*Problem to work on*:
Repeat the whole listing exactly.

*Dataset extract*:
____

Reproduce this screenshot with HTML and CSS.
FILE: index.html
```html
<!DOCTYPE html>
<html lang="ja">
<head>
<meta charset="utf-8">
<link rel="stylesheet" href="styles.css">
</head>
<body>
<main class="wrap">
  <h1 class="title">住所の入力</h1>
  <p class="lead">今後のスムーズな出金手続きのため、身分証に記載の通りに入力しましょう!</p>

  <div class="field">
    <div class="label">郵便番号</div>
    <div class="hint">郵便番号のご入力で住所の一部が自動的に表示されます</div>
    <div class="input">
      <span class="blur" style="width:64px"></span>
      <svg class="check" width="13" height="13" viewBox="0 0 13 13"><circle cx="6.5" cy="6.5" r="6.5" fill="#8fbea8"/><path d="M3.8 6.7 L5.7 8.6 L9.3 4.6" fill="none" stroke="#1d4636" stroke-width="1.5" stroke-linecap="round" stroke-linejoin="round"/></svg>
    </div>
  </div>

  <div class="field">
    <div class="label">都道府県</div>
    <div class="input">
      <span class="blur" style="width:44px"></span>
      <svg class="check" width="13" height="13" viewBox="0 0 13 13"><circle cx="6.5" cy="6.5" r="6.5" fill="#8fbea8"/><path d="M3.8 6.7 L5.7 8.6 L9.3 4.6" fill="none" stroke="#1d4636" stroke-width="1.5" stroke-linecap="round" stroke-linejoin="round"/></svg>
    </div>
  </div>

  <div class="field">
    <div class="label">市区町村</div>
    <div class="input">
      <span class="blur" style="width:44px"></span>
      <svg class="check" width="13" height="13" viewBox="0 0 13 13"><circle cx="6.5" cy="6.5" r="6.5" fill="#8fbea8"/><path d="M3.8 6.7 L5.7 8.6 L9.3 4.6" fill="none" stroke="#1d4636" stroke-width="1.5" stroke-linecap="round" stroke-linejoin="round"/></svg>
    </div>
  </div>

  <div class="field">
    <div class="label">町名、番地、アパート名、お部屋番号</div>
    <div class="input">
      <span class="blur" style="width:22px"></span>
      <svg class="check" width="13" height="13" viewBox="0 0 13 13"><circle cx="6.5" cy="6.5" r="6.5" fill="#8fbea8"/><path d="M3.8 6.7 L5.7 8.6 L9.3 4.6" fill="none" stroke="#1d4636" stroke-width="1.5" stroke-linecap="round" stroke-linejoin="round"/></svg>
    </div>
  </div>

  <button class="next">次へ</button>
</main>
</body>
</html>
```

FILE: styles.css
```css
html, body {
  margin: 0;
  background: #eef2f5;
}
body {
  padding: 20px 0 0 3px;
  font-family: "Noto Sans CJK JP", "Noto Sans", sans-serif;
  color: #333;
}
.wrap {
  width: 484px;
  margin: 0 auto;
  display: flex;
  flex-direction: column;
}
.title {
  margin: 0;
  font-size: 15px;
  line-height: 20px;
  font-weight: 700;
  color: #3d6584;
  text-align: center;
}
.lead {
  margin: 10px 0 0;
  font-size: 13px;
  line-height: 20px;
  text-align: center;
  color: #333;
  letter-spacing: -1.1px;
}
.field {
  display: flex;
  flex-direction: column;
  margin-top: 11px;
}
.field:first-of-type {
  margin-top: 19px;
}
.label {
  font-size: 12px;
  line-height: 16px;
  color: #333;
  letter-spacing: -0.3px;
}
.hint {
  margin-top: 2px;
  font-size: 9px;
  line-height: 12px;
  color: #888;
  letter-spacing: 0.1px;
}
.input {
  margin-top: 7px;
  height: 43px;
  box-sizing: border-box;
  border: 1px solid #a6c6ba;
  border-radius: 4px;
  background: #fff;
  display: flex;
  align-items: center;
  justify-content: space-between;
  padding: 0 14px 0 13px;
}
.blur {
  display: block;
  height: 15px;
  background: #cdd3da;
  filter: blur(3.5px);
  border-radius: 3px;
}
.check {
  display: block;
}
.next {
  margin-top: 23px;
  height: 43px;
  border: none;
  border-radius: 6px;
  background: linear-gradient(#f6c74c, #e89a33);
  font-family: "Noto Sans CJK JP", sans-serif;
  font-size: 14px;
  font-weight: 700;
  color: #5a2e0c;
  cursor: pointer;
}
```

____

*Task response*:
Reproduce this screenshot with HTML and CSS.
FILE: index.html
```html
<!DOCTYPE html>
<html lang="ja">
<head>
<meta charset="utf-8">
<link rel="stylesheet" href="styles.css">
</head>
<body>
<main class="wrap">
  <h1 class="title">住所の入力</h1>
  <p class="lead">今後のスムーズな出金手続きのため、身分証に記載の通りに入力しましょう!</p>

  <div class="field">
    <div class="label">郵便番号</div>
    <div class="hint">郵便番号のご入力で住所の一部が自動的に表示されます</div>
    <div class="input">
      <span class="blur" style="width:64px"></span>
      <svg class="check" width="13" height="13" viewBox="0 0 13 13"><circle cx="6.5" cy="6.5" r="6.5" fill="#8fbea8"/><path d="M3.8 6.7 L5.7 8.6 L9.3 4.6" fill="none" stroke="#1d4636" stroke-width="1.5" stroke-linecap="round" stroke-linejoin="round"/></svg>
    </div>
  </div>

  <div class="field">
    <div class="label">都道府県</div>
    <div class="input">
      <span class="blur" style="width:44px"></span>
      <svg class="check" width="13" height="13" viewBox="0 0 13 13"><circle cx="6.5" cy="6.5" r="6.5" fill="#8fbea8"/><path d="M3.8 6.7 L5.7 8.6 L9.3 4.6" fill="none" stroke="#1d4636" stroke-width="1.5" stroke-linecap="round" stroke-linejoin="round"/></svg>
    </div>
  </div>

  <div class="field">
    <div class="label">市区町村</div>
    <div class="input">
      <span class="blur" style="width:44px"></span>
      <svg class="check" width="13" height="13" viewBox="0 0 13 13"><circle cx="6.5" cy="6.5" r="6.5" fill="#8fbea8"/><path d="M3.8 6.7 L5.7 8.6 L9.3 4.6" fill="none" stroke="#1d4636" stroke-width="1.5" stroke-linecap="round" stroke-linejoin="round"/></svg>
    </div>
  </div>

  <div class="field">
    <div class="label">町名、番地、アパート名、お部屋番号</div>
    <div class="input">
      <span class="blur" style="width:22px"></span>
      <svg class="check" width="13" height="13" viewBox="0 0 13 13"><circle cx="6.5" cy="6.5" r="6.5" fill="#8fbea8"/><path d="M3.8 6.7 L5.7 8.6 L9.3 4.6" fill="none" stroke="#1d4636" stroke-width="1.5" stroke-linecap="round" stroke-linejoin="round"/></svg>
    </div>
  </div>

  <button class="next">次へ</button>
</main>
</body>
</html>
```

FILE: styles.css
```css
html, body {
  margin: 0;
  background: #eef2f5;
}
body {
  padding: 20px 0 0 3px;
  font-family: "Noto Sans CJK JP", "Noto Sans", sans-serif;
  color: #333;
}
.wrap {
  width: 484px;
  margin: 0 auto;
  display: flex;
  flex-direction: column;
}
.title {
  margin: 0;
  font-size: 15px;
  line-height: 20px;
  font-weight: 700;
  color: #3d6584;
  text-align: center;
}
.lead {
  margin: 10px 0 0;
  font-size: 13px;
  line-height: 20px;
  text-align: center;
  color: #333;
  letter-spacing: -1.1px;
}
.field {
  display: flex;
  flex-direction: column;
  margin-top: 11px;
}
.field:first-of-type {
  margin-top: 19px;
}
.label {
  font-size: 12px;
  line-height: 16px;
  color: #333;
  letter-spacing: -0.3px;
}
.hint {
  margin-top: 2px;
  font-size: 9px;
  line-height: 12px;
  color: #888;
  letter-spacing: 0.1px;
}
.input {
  margin-top: 7px;
  height: 43px;
  box-sizing: border-box;
  border: 1px solid #a6c6ba;
  border-radius: 4px;
  background: #fff;
  display: flex;
  align-items: center;
  justify-content: space-between;
  padding: 0 14px 0 13px;
}
.blur {
  display: block;
  height: 15px;
  background: #cdd3da;
  filter: blur(3.5px);
  border-radius: 3px;
}
.check {
  display: block;
}
.next {
  margin-top: 23px;
  height: 43px;
  border: none;
  border-radius: 6px;
  background: linear-gradient(#f6c74c, #e89a33);
  font-family: "Noto Sans CJK JP", sans-serif;
  font-size: 14px;
  font-weight: 700;
  color: #5a2e0c;
  cursor: pointer;
}
```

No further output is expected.